Take a step back from the screen to think about that for a moment. That concept – that reality – needs to sink in real, real deep.
Now just what kind of chemicals and pollutants are we talking about here, what kind of chemicals and pollutants are being found in the sacred link tying mother to child? Here are some of the more dazzling participants:
- Mercury (harms brain development and function)
- Polychlorinated Naphthalenes (PCNs)
- found 50 kinds (Cause liver and kidney damage)
- Organochlorine pesticides (OCs)
- found 21 kinds (Causes cancer and many reproductive effects)
- Polychlorinated dibenzodioxins and furans (PCDD/F)
- found 11 kinds (highly toxic to developing endocrine [hormone] system)
- Polychlorinated biphenyls (PCBs)
- found 147 kinds (cause cancer and nervous system problems)
Old habits are hard to break, but we must collectively avoid the failure as a species to deal with these issues – which are tied intimately to our economic organization and our story telling about who we are and why we are here – in a comprehensive and systematic way. What else could shake our population into awareness and action more than this revelation that our industrial processes – from the way we grow our food to the way we manufacture those television sets that help us “unwind” – are literally poisoning the next generation of human life? It is not a valid defense to justify inaction on the basis of “everything causes cancer” – the only thing this means is that we need to collectively voice political support for adopting a precautionary principle. What does that mean? It means that instead of trying to regulate all the hazardous chemicals that are out there (largely impossible), we take the commonsense approach and allow only those chemicals to be used that can be proven to be harmless – harmless to human health and to the larger biotic community.
The following responses should be seriously reexamined and judged based on the relative extent to which they show genuine concern for the revelations described earlier:
- Free-marketer: “Just let the market handle this. If consumers don’t want cancer in their children’s umbilical cord blood – they should vote with their dollar and stop buying products with all of those dangerous chemicals in them. Otherwise, presumably, the consumer is getting what they want out of the exchange, and no further action is necessary. We need to be more concerned about the Nanny State coming into our living rooms.”
- Rational apologist: “It is a trade-off. Every human action causes environmental harm – and since we cannot refrain from action, we need to be able to accept a certain level of pollution as unavoidable. The most important thing is that we maximize our utility, which can only be accomplished through increasing our ability to purchase goods and services and hence our income. If we keep growing our economy, then the additional benefits of increased consumption will outweigh all other costs.”
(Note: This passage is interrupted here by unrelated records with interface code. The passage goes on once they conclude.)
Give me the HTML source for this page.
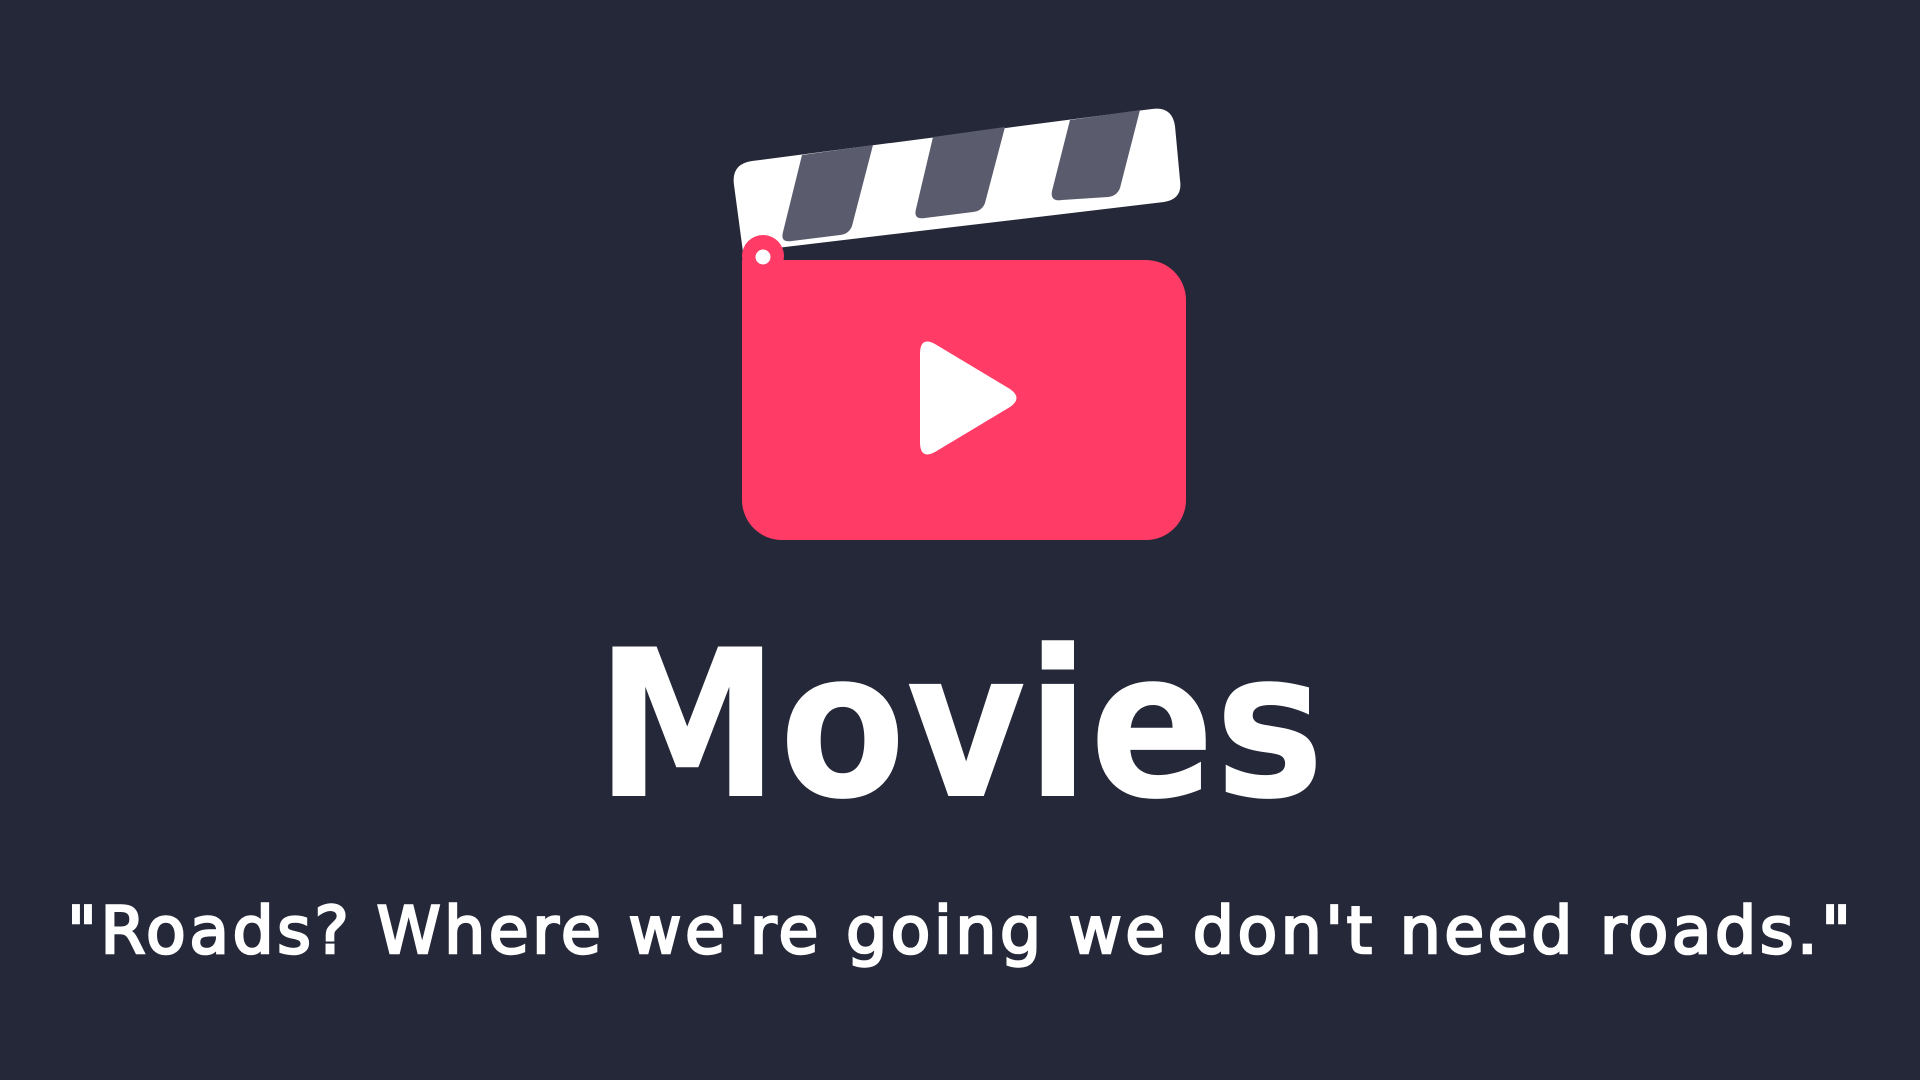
<!DOCTYPE html>
<html><head><meta charset="utf-8"><style>
html,body{margin:0;padding:0;background:#242838;width:1920px;height:1080px;overflow:hidden}
</style></head><body>
<svg width="1920" height="1080" viewBox="0 0 1920 1080" xmlns="http://www.w3.org/2000/svg">
<rect width="1920" height="1080" fill="#242838"/>
<path d="M752 161 L1152 109 Q1172 106 1175 126 L1180 180 Q1183 199 1164 202 L743 252 L734 185 Q731 164 752 161 Z" fill="#ffffff"/>
<path d="M802 155 L873 145 L852 226 Q849 234 840 235 L792 241 Q780 243 783 232 Z" fill="#5a5b6d"/>
<path d="M933 137 L1005 127 L985 203 Q982 211 973 212 L925 218 Q913 220 916 209 Z" fill="#5a5b6d"/>
<path d="M1070 120 L1140 110 L1120 188 Q1117 196 1108 197 L1062 200 Q1050 202 1052 191 Z" fill="#5a5b6d"/>
<rect x="742" y="260" width="444" height="280" rx="40" fill="#ff3b66"/>
<rect x="742" y="260" width="60" height="60" fill="#ff3b66"/>
<circle cx="763" cy="256" r="21" fill="#ff3b66"/>
<circle cx="763" cy="257" r="7.5" fill="#ffffff"/>
<path d="M920 354 Q920 336 935 344 L1010 389 Q1023 398 1010 407 L935 452 Q920 460 920 442 Z" fill="#ffffff"/>
<text x="960" y="796" text-anchor="middle" font-family="DejaVu Sans, sans-serif" font-weight="bold" font-size="205" fill="#ffffff" textLength="729" lengthAdjust="spacingAndGlyphs">Movies</text>
<text x="959" y="953" text-anchor="middle" font-family="DejaVu Sans, sans-serif" font-size="65" fill="#ffffff" stroke="#ffffff" stroke-width="2.5" paint-order="stroke" textLength="1784" lengthAdjust="spacing">"Roads? Where we're going we don't need roads."</text>
</svg>
</body></html>
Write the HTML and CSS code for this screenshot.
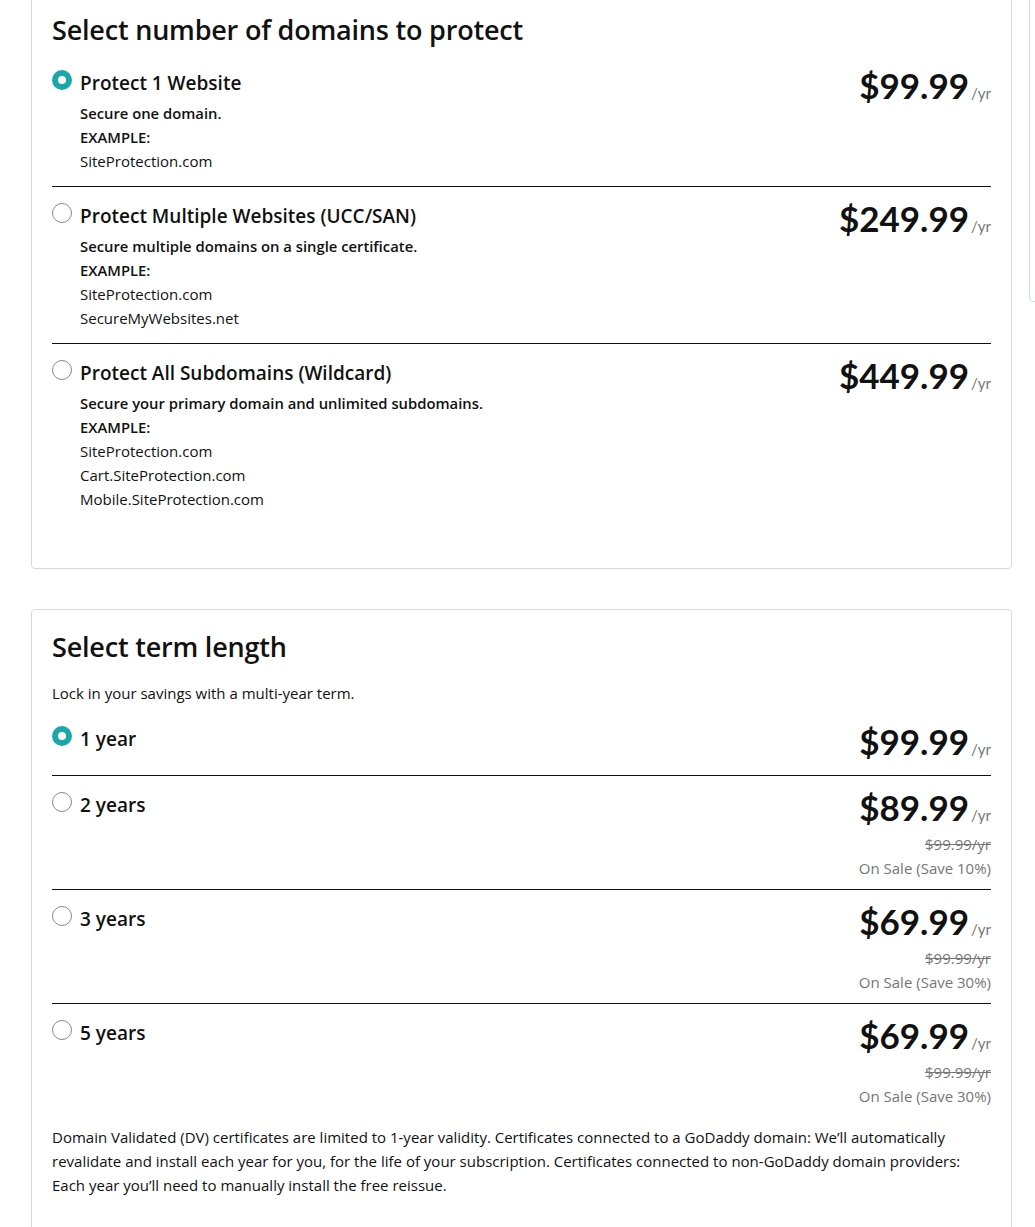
FILE: index.html
```html
<!DOCTYPE html>
<html lang="en">
<head>
<meta charset="utf-8">
<title>SSL options</title>
<link rel="stylesheet" href="styles.css">
</head>
<body>
<div class="page">
  <main class="main">
    <section class="card card-first">
      <h2 class="card-title">Select number of domains to protect</h2>
      <div class="options">
        <div class="option">
          <span class="radio is-checked"></span>
          <div class="opt-body">
            <div class="opt-title">Protect 1 Website</div>
            <div class="opt-desc">
              <div class="strong">Secure one domain.</div>
              <div class="strong">EXAMPLE:</div>
              <div>SiteProtection.com</div>
            </div>
          </div>
          <div class="price"><div class="price-main"><span class="amount">$99.99</span><span class="per">/yr</span></div></div>
        </div>
        <div class="option">
          <span class="radio"></span>
          <div class="opt-body">
            <div class="opt-title">Protect Multiple Websites (UCC/SAN)</div>
            <div class="opt-desc">
              <div class="strong">Secure multiple domains on a single certificate.</div>
              <div class="strong">EXAMPLE:</div>
              <div>SiteProtection.com</div>
              <div>SecureMyWebsites.net</div>
            </div>
          </div>
          <div class="price"><div class="price-main"><span class="amount">$249.99</span><span class="per">/yr</span></div></div>
        </div>
        <div class="option">
          <span class="radio"></span>
          <div class="opt-body">
            <div class="opt-title">Protect All Subdomains (Wildcard)</div>
            <div class="opt-desc">
              <div class="strong">Secure your primary domain and unlimited subdomains.</div>
              <div class="strong">EXAMPLE:</div>
              <div>SiteProtection.com</div>
              <div>Cart.SiteProtection.com</div>
              <div>Mobile.SiteProtection.com</div>
            </div>
          </div>
          <div class="price"><div class="price-main"><span class="amount">$449.99</span><span class="per">/yr</span></div></div>
        </div>
      </div>
    </section>

    <section class="card">
      <h2 class="card-title">Select term length</h2>
      <p class="intro">Lock in your savings with a multi-year term.</p>
      <div class="options">
        <div class="option term">
          <span class="radio is-checked"></span>
          <div class="opt-body"><div class="opt-title">1 year</div></div>
          <div class="price"><div class="price-main"><span class="amount">$99.99</span><span class="per">/yr</span></div></div>
        </div>
        <div class="option term">
          <span class="radio"></span>
          <div class="opt-body"><div class="opt-title">2 years</div></div>
          <div class="price">
            <div class="price-main"><span class="amount">$89.99</span><span class="per">/yr</span></div>
            <div class="was">$99.99/yr</div>
            <div class="sale">On Sale (Save 10%)</div>
          </div>
        </div>
        <div class="option term">
          <span class="radio"></span>
          <div class="opt-body"><div class="opt-title">3 years</div></div>
          <div class="price">
            <div class="price-main"><span class="amount">$69.99</span><span class="per">/yr</span></div>
            <div class="was">$99.99/yr</div>
            <div class="sale">On Sale (Save 30%)</div>
          </div>
        </div>
        <div class="option term">
          <span class="radio"></span>
          <div class="opt-body"><div class="opt-title">5 years</div></div>
          <div class="price">
            <div class="price-main"><span class="amount">$69.99</span><span class="per">/yr</span></div>
            <div class="was">$99.99/yr</div>
            <div class="sale">On Sale (Save 30%)</div>
          </div>
        </div>
      </div>
      <p class="note">Domain Validated (DV) certificates are limited to 1-year validity. Certificates connected to a GoDaddy domain: We’ll automatically revalidate and install each year for you, for the life of your subscription. Certificates connected to non-GoDaddy domain providers: Each year you’ll need to manually install the free reissue.</p>
    </section>
  </main>
  <aside class="side"></aside>
</div>
</body>
</html>
```

FILE: styles.css
```css
html, body {
  margin: 0;
  padding: 0;
  background: #fff;
  overflow: hidden;
}
body {
  font-family: "Open Sans", "Lato", sans-serif;
  color: #111;
  font-size: 15px;
}
.page {
  display: flex;
  align-items: flex-start;
  gap: 17px;
  padding-left: 31px;
  margin-top: -8px;
  width: 1400px;
}
.main {
  width: 981px;
  flex: none;
  display: flex;
  flex-direction: column;
  gap: 40px;
}
.side {
  width: 320px;
  height: 310px;
  flex: none;
  border: 1px solid #d4dbe0;
  border-radius: 4px;
  box-sizing: border-box;
}
.card {
  border: 1px solid #d4dbe0;
  border-radius: 4px;
  padding: 20px 20px 44px;
  min-height: 650px;
}
.card-first {
  min-height: 0;
}
.card-title {
  margin: 0 0 7px;
  font-size: 27px;
  line-height: 34px;
  font-weight: 600;
  letter-spacing: -0.2px;
}
.intro {
  margin: 17px 0 5px;
  font-size: 15px;
  line-height: 24px;
}
.option {
  display: flex;
  align-items: flex-start;
  padding: 9px 0;
  border-bottom: 1px solid #111;
}
.option:last-child {
  border-bottom: none;
}
.radio {
  flex: none;
  width: 20px;
  height: 20px;
  box-sizing: border-box;
  border-radius: 50%;
  border: 1px solid #8a8a8a;
  margin-top: 7px;
  margin-right: 8px;
  background: #fff;
}
.radio.is-checked {
  border: 6px solid #1aa7a6;
}
.opt-body {
  flex: 1;
  padding: 6px 0 4px;
}
.opt-title {
  font-size: 19px;
  line-height: 28px;
  font-weight: 600;
}
.opt-desc {
  margin-top: 4px;
  font-size: 15px;
  line-height: 24px;
}
.strong {
  font-weight: 600;
  font-size: 14.8px;
}
.price {
  text-align: right;
}
.price-main {
  display: flex;
  justify-content: flex-end;
  align-items: baseline;
  height: 44px;
  line-height: 44px;
  padding-bottom: 3px;
  white-space: nowrap;
  font-family: "Lato", sans-serif;
}
.amount {
  font-size: 35px;
  font-weight: 700;
}
.per {
  font-size: 15px;
  color: #767676;
  margin-left: 2px;
}
.was {
  font-size: 15px;
  line-height: 24px;
  color: #767676;
  text-decoration: line-through;
}
.sale {
  font-size: 15px;
  line-height: 24px;
  color: #767676;
}
.note {
  margin: 8px 0 0;
  font-size: 15px;
  line-height: 24px;
}
```
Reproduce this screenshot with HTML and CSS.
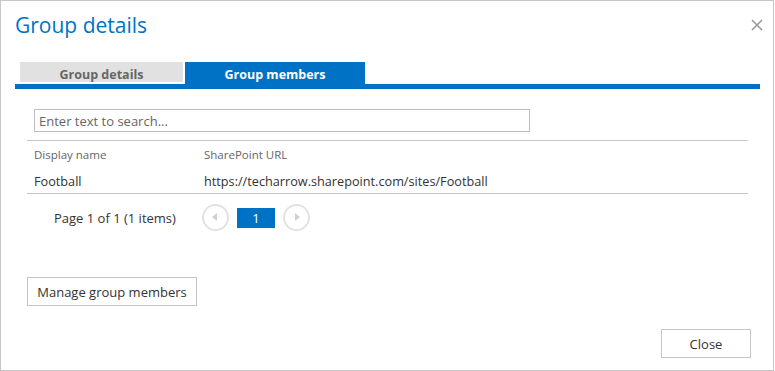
FILE: index.html
```html
<!DOCTYPE html>
<html lang="en">
<head>
  <meta charset="UTF-8" />
  <title>Group details</title>
  <link rel="stylesheet" href="styles.css">
</head>
<body>
  <div class="dialog">
    <div class="dialog-header">
      <h1>Group details</h1>
      <button class="close-x" type="button" aria-label="Close">
        <svg width="12" height="12" viewBox="0 0 12 12"><path d="M1 1 L11 11 M11 1 L1 11" stroke="#9a9a9a" stroke-width="1.6" fill="none"/></svg>
      </button>
    </div>

    <div class="tabs">
      <div class="tab">Group details</div>
      <div class="tab active">Group members</div>
    </div>

    <input class="search" type="text" placeholder="Enter text to search...">

    <table class="members">
      <thead>
        <tr>
          <th class="col-name">Display name</th>
          <th>SharePoint URL</th>
        </tr>
      </thead>
      <tbody>
        <tr>
          <td class="col-name">Football</td>
          <td>https://techarrow.sharepoint.com/sites/Football</td>
        </tr>
      </tbody>
    </table>

    <div class="pager">
      <span class="pager-info">Page 1 of 1 (1 items)</span>
      <span class="pager-btn prev"></span>
      <span class="pager-num">1</span>
      <span class="pager-btn next"></span>
    </div>

    <button class="btn manage" type="button">Manage group members</button>

    <div class="dialog-footer">
      <button class="btn close" type="button">Close</button>
    </div>
  </div>
</body>
</html>
```

FILE: styles.css
```css
body {
  margin: 0;
  font-family: 'Open Sans', 'Noto Sans', sans-serif;
  color: #333;
  background: #fff;
}
.dialog {
  width: 774px;
  height: 371px;
  box-sizing: border-box;
  border: 1px solid #c6c6c6;
  display: flex;
  flex-direction: column;
}
.dialog-header {
  height: 61px;
  box-sizing: border-box;
  display: flex;
  justify-content: space-between;
  align-items: flex-start;
  padding: 9px 10px 0 14px;
}
h1 {
  margin: 0;
  font-size: 21px;
  font-weight: normal;
  line-height: 30px;
  color: #0072c6;
}
.close-x {
  border: none;
  background: none;
  padding: 0;
  margin-top: 9px;
  width: 12px;
  height: 12px;
  cursor: pointer;
}
.tabs {
  display: flex;
  align-items: flex-end;
  gap: 2px;
  margin: 0 13px 0 14px;
  padding-left: 5px;
  border-bottom: 5px solid #0072c6;
}
.tab {
  width: 163px;
  height: 20px;
  box-sizing: border-box;
  margin-bottom: 2px;
  padding-top: 5px;
  line-height: 16px;
  font-size: 12.5px;
  font-weight: bold;
  text-align: center;
  background: #e1e1e1;
  color: #666;
}
.tab.active {
  width: 180px;
  height: 22px;
  margin-bottom: 0;
  background: #0072c6;
  color: #fff;
}
.search {
  width: 496px;
  height: 23px;
  box-sizing: border-box;
  margin: 20px 0 0 33px;
  padding: 0 4px;
  border: 1px solid #bdbdbd;
  font-family: inherit;
  font-size: 13px;
  color: #333;
}
.search::placeholder {
  color: #666;
}
.members {
  width: 721px;
  margin: 8px 0 0 26px;
  border-collapse: collapse;
  border-top: 1px solid #c6c6c6;
  border-bottom: 1px solid #c6c6c6;
}
.members th, .members td {
  text-align: left;
  padding: 0 0 0 7px;
}
.members th {
  height: 27px;
  font-size: 11.5px;
  font-weight: normal;
  color: #666;
}
.members td {
  height: 25px;
  font-size: 12.7px;
  color: #333;
}
.members .col-name {
  width: 163px;
}
.pager {
  display: flex;
  align-items: center;
  height: 27px;
  margin: 10px 0 0 53px;
}
.pager-info {
  font-size: 13px;
  width: 148px;
}
.pager-btn {
  width: 27px;
  height: 27px;
  box-sizing: border-box;
  border: 2px solid #e2e2e2;
  border-radius: 50%;
  position: relative;
}
.pager-btn::after {
  content: '';
  position: absolute;
  top: 7px;
  border-top: 4.5px solid transparent;
  border-bottom: 4.5px solid transparent;
}
.pager-btn.prev::after {
  left: 8px;
  border-right: 5px solid #d0d0d0;
}
.pager-btn.next::after {
  left: 10px;
  border-left: 5px solid #d0d0d0;
}
.pager-num {
  width: 38px;
  height: 20px;
  margin: 0 8px;
  background: #0072c6;
  color: #fff;
  font-size: 13px;
  line-height: 20px;
  text-align: center;
}
.btn {
  height: 29px;
  box-sizing: border-box;
  border: 1px solid #c6c6c6;
  background: #fff;
  font-family: inherit;
  font-size: 13px;
  color: #333;
  cursor: pointer;
}
.manage {
  align-self: flex-start;
  width: 170px;
  margin: 46px 0 0 26px;
}
.dialog-footer {
  margin-top: auto;
  display: flex;
  justify-content: flex-end;
  padding: 0 22px 12px 0;
}
.close {
  width: 90px;
}
```
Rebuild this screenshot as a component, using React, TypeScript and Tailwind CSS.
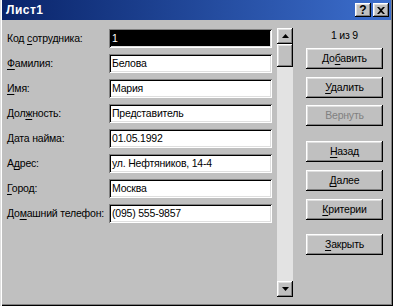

It is my hope that the reason these kinds of responses are a threat and need to be seen as such is quite obvious, and if it is not then I have failed in my intention here. I could go on speaking about this topic, but I think it is better to hear someone else’s thoughts about this. Whether you agree or disagree with the message presented here, please comment and start a conversation. I might be wrong in some areas, too strong-headed or blinded of some other element at play here. Please, point it out, as only then can we move ourselves into a space of more informed dialogue and increase our sharing of cultural values and lessons. It is my belief that we need to wake up from the “American Dream” and start to consciously construct a new societal paradigm that re-formulates how we live, how we treat each other and most importantly – how we act towards future generations.